* **What to work on**: In how many lines of the data does the word "with" appear? Give the number by itself.

* **Exercise inputs**:
— BEGIN —

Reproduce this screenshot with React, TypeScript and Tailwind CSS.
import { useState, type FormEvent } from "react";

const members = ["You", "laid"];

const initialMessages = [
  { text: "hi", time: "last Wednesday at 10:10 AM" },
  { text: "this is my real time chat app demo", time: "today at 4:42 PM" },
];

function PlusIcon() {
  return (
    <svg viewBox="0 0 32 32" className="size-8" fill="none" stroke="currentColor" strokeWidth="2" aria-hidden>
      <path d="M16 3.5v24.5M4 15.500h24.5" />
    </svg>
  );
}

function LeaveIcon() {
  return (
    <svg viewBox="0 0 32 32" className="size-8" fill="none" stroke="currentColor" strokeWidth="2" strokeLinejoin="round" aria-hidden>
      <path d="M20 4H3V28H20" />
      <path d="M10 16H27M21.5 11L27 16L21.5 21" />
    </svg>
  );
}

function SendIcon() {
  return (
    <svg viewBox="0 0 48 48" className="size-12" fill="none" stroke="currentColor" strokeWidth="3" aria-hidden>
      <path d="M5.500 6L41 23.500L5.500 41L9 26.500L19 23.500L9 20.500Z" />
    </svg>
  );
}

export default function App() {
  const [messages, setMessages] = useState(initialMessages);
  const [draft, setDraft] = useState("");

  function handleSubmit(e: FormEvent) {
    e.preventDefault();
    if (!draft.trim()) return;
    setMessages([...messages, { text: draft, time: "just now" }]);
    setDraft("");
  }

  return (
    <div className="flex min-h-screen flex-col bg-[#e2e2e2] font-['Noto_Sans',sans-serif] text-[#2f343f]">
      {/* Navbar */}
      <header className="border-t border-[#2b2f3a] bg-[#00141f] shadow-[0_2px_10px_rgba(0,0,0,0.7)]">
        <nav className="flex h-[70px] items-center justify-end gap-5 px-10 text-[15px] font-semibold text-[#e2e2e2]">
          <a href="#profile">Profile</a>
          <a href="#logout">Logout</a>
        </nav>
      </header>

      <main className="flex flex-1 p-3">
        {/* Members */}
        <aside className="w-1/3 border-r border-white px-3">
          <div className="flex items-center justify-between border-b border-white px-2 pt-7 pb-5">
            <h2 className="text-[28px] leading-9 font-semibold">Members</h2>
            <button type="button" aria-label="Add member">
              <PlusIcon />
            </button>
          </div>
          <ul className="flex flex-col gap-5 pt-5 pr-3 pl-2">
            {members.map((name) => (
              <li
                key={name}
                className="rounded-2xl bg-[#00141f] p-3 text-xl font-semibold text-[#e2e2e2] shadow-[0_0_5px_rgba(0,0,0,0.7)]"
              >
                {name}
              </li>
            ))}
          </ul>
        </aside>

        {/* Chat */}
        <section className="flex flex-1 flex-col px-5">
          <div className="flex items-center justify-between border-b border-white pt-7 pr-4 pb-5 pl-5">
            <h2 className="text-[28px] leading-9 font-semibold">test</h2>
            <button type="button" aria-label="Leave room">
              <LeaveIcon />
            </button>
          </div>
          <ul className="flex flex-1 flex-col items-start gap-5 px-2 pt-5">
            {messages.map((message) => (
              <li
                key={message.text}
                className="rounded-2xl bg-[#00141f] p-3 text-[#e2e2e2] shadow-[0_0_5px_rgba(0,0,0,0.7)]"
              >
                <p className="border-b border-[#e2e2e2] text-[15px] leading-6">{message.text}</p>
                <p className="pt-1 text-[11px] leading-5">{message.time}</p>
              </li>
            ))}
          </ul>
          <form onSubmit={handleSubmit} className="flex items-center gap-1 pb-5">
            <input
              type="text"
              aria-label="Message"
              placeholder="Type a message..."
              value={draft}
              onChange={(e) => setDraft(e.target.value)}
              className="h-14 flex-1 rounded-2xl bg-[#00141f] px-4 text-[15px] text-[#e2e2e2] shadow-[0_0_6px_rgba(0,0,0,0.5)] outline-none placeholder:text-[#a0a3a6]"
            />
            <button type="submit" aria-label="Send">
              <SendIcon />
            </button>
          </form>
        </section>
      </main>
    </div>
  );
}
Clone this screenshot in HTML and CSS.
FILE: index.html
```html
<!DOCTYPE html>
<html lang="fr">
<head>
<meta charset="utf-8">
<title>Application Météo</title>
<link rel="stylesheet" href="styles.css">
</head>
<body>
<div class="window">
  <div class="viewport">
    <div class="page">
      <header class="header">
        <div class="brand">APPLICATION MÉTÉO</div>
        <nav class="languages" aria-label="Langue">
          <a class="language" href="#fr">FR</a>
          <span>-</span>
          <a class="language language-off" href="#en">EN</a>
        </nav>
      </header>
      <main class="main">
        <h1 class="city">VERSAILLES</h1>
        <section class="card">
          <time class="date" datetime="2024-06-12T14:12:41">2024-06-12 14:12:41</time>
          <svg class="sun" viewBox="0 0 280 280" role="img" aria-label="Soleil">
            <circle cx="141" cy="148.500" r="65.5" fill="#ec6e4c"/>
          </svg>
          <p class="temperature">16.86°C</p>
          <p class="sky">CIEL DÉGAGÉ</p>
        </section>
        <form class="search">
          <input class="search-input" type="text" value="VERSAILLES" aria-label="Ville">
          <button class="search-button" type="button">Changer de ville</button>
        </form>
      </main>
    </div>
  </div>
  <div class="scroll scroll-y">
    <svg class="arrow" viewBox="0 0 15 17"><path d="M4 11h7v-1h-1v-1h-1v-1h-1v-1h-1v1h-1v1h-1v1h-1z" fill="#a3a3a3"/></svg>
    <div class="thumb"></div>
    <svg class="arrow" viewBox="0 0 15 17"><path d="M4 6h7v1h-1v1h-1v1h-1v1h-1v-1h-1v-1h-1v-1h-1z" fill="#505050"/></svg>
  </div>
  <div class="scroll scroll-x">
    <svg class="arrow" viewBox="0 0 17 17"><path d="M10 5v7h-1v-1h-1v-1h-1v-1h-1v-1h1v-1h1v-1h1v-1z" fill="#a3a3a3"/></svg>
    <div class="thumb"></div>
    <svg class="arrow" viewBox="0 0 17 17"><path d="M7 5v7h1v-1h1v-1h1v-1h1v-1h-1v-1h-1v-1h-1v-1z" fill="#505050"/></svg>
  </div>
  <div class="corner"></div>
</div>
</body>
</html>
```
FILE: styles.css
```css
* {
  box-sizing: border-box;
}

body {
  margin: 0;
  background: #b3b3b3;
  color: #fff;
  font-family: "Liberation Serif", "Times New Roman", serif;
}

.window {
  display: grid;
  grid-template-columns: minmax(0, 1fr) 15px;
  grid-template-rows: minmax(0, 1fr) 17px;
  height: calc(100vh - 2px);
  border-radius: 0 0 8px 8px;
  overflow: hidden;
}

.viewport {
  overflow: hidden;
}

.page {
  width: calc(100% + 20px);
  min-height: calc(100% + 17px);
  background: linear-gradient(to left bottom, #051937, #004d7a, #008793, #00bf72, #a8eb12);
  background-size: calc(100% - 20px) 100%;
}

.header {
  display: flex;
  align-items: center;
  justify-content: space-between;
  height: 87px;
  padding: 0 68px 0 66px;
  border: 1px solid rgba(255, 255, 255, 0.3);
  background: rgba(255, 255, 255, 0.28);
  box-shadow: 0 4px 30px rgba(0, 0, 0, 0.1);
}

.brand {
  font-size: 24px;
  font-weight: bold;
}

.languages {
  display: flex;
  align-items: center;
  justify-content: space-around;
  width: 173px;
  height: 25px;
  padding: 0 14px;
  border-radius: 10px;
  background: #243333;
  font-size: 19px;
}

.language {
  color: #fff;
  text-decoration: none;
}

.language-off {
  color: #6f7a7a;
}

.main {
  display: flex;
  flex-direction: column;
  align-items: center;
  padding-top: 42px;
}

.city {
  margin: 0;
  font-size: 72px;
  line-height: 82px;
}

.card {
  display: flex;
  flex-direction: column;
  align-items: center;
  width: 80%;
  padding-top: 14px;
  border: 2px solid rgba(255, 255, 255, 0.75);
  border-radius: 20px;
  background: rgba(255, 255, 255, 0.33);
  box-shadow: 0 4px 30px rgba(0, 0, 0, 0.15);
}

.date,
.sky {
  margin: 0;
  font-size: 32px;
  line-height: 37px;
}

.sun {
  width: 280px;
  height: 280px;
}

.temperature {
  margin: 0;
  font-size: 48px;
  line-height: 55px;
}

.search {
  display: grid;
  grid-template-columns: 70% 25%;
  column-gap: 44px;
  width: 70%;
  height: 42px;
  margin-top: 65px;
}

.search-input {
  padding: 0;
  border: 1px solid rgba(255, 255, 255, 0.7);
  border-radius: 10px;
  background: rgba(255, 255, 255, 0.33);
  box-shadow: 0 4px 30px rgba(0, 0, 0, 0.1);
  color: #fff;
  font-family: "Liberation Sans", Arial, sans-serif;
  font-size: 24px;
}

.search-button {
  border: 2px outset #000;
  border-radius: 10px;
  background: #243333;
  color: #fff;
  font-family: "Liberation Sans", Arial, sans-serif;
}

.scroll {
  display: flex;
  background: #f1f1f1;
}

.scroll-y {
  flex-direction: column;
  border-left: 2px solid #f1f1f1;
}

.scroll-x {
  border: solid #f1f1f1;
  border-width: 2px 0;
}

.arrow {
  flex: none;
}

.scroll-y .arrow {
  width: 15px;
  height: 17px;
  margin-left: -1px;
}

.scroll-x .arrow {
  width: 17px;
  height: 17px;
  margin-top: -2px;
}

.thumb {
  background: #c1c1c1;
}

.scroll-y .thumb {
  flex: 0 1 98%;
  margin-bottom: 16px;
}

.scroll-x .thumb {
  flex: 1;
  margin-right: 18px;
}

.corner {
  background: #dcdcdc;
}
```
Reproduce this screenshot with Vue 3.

— END —

* **Final result**: 2